In June, I stood in the bleachers at the Veterans Memorial Coliseum in Phoenix, where the audit was taking place, and witnessed people examining carton after carton of paper ballots cast by Arizonans last fall. Some inspectors used microscopes to investigate surreal allegations: that some ballots had been filled out by machines or were Asian counterfeits with telltale bamboo fibres. Other inspectors looked for creases in mail-in ballots, to determine whether they had been legitimately sent in envelopes or—as Trump has alleged—dumped in bulk.
As the audit has unfolded, various violations of professional norms have been observed, including inspectors caught with pens whose ink matched what was used on ballots. One auditor turned out to have been an unsuccessful Republican candidate during the election. As I watched the proceedings, black-vested paid supervisors monitored the process, but their role was cloaked in secrecy. The audit is almost entirely privately funded, and a county judge in Arizona recently ordered the State Senate to disclose who is paying for it. Last week, Cyber Ninjas acknowledged having received $5.7 million in private donations, most of it from nonprofit groups led by Trump allies who live outside Arizona, including Byrne.
I was joined in the bleachers by Ken Bennett, a former Arizona secretary of state and a Republican, whom the State Senate had designated its liaison to the audit. He acknowledged that, if the auditors end up claiming to have found large discrepancies, “that will of course be very inflammatory.” Indeed, a recent incendiary claim by the auditors—that the vote had tallied about seventy thousand more mail-in ballots than had been postmarked—prompted one Republican state senator to propose a recall of Arizona’s electoral votes for Biden. (In fact, the auditors misunderstood what they were counting.) Nevertheless, Bennett defended the audit process: “It’s important to prove to both sides that the election was done accurately and fairly. If we lurch from one election to another with almost half the electorate thinking the election was a fraud, it’s going to rip our country apart.”

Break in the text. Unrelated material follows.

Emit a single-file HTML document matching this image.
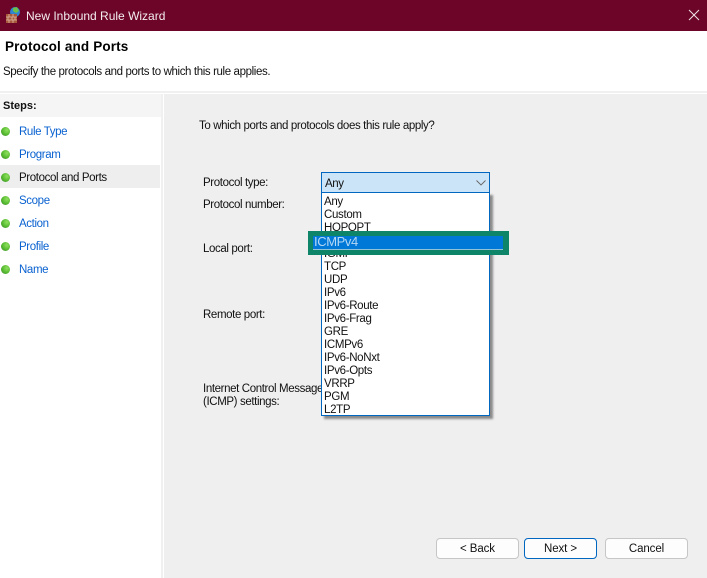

Many experts on democratic governance, however, believe that efforts to upend long-settled election practices are what truly threaten to rip the country apart. Chad Campbell, a Democrat who was the minority leader in the Arizona House of Representatives until 2014, when he left to become a consultant in Phoenix, has been shocked by the state’s anti-democratic turn. For several years, he sat next to Karen Fann when she was a member of the House, and in his view she’s gone from being a traditional Republican lawmaker to being a member of “Trump’s cult of personality.” He said, “I don’t know if she believes it or not, or which would be worse.” Arizona, he added, is in the midst of a “nonviolent overthrow in some ways—it’s subtle, and not in people’s face because it’s not happening with weapons. But it’s still a complete overthrow of democracy. They’re trying to disenfranchise everyone who is not older white guys.”
Arizona is hardly the only place where attacks on the electoral process are under way: a well-funded national movement has been exploiting Trump’s claims of fraud in order to promote alterations to the way that ballots are cast and counted in forty-nine states, eighteen of which have passed new voting laws in the past six months. Republican-dominated legislatures have also stripped secretaries of state and other independent election officials of their power. The chair of Arizona’s Republican Party, Kelli Ward, has referred to the state’s audit as a “domino,” and has expressed hope that it will inspire similar challenges elsewhere.